* _COLLECTED MATERIAL_
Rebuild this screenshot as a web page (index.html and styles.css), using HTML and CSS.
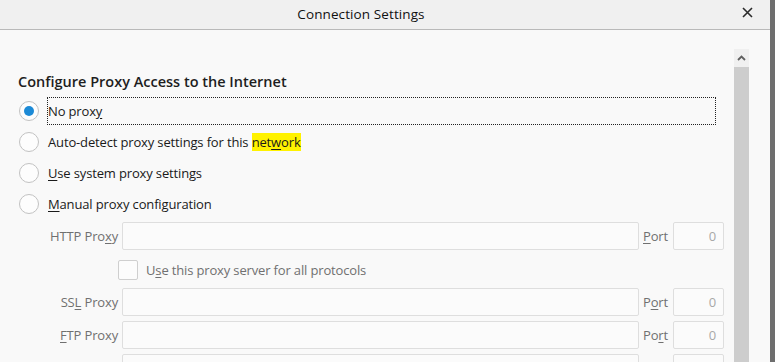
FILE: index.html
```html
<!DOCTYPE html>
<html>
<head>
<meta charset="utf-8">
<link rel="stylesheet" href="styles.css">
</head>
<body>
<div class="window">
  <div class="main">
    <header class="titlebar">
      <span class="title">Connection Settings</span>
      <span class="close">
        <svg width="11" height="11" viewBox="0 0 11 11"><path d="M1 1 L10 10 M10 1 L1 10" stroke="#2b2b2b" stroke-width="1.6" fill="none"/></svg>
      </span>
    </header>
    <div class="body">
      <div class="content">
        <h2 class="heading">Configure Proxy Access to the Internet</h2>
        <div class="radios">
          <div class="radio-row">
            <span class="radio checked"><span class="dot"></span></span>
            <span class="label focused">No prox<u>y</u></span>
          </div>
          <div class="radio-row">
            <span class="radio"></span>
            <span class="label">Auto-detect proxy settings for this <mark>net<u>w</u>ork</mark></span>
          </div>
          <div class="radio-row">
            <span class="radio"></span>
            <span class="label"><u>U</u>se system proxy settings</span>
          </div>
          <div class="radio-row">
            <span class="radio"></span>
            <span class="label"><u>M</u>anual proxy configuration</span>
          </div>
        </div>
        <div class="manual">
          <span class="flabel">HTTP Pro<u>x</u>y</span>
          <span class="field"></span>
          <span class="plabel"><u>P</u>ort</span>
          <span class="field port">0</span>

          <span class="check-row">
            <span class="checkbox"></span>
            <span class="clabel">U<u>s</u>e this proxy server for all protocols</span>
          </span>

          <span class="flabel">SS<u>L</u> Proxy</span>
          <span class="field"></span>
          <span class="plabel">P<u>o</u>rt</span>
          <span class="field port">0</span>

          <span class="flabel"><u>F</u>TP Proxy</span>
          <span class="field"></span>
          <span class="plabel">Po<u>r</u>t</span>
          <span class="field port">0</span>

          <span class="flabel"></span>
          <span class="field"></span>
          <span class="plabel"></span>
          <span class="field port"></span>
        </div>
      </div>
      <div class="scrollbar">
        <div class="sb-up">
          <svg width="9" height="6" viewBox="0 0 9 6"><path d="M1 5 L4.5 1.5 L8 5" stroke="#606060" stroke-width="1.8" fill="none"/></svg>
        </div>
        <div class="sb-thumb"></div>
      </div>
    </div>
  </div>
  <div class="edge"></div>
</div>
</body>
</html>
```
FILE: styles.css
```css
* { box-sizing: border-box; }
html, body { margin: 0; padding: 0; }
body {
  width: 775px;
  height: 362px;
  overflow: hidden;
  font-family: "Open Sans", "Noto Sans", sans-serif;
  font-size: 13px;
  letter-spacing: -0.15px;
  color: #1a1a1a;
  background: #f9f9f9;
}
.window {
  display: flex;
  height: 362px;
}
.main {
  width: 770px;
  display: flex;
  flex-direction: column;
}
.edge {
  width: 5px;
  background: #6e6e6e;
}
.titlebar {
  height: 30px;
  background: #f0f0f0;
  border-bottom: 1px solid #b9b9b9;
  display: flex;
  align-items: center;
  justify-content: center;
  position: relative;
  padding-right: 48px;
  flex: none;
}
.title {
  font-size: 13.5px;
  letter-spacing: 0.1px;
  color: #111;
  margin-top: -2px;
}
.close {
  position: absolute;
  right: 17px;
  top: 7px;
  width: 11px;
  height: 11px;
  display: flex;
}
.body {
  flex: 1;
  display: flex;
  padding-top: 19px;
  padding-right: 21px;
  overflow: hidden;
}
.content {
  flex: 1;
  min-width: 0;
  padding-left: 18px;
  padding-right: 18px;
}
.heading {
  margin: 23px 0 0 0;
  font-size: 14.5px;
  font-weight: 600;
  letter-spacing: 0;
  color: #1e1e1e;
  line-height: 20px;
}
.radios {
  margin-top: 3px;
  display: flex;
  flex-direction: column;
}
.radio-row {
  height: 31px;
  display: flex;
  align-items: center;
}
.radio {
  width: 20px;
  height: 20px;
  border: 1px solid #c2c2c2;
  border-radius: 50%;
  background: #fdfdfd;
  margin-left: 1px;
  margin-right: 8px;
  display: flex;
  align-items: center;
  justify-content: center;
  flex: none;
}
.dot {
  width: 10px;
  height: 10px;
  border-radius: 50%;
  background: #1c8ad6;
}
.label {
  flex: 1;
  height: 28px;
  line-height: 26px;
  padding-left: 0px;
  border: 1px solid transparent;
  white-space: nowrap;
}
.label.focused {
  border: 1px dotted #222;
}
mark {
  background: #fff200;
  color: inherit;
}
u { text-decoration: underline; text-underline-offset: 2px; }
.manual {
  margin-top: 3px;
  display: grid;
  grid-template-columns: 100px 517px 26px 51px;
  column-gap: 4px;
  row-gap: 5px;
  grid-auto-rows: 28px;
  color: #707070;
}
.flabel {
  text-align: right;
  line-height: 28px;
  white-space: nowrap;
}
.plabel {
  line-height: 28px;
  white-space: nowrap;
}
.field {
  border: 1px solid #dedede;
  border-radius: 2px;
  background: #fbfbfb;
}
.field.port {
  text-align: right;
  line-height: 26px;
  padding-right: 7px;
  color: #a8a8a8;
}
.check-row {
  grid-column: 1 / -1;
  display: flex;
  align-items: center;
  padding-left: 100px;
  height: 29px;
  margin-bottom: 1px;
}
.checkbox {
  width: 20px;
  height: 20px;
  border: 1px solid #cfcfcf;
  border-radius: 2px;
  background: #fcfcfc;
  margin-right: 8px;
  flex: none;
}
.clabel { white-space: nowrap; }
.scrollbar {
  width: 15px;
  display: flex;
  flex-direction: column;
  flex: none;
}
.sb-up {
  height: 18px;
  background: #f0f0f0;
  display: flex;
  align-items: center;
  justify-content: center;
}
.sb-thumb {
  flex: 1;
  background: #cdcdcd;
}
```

* _WHAT NEEDS TO BE DONE_
Report how many lines of the listing hold the string "this", giving only the number.

* _ANSWER TO THE TASK_
3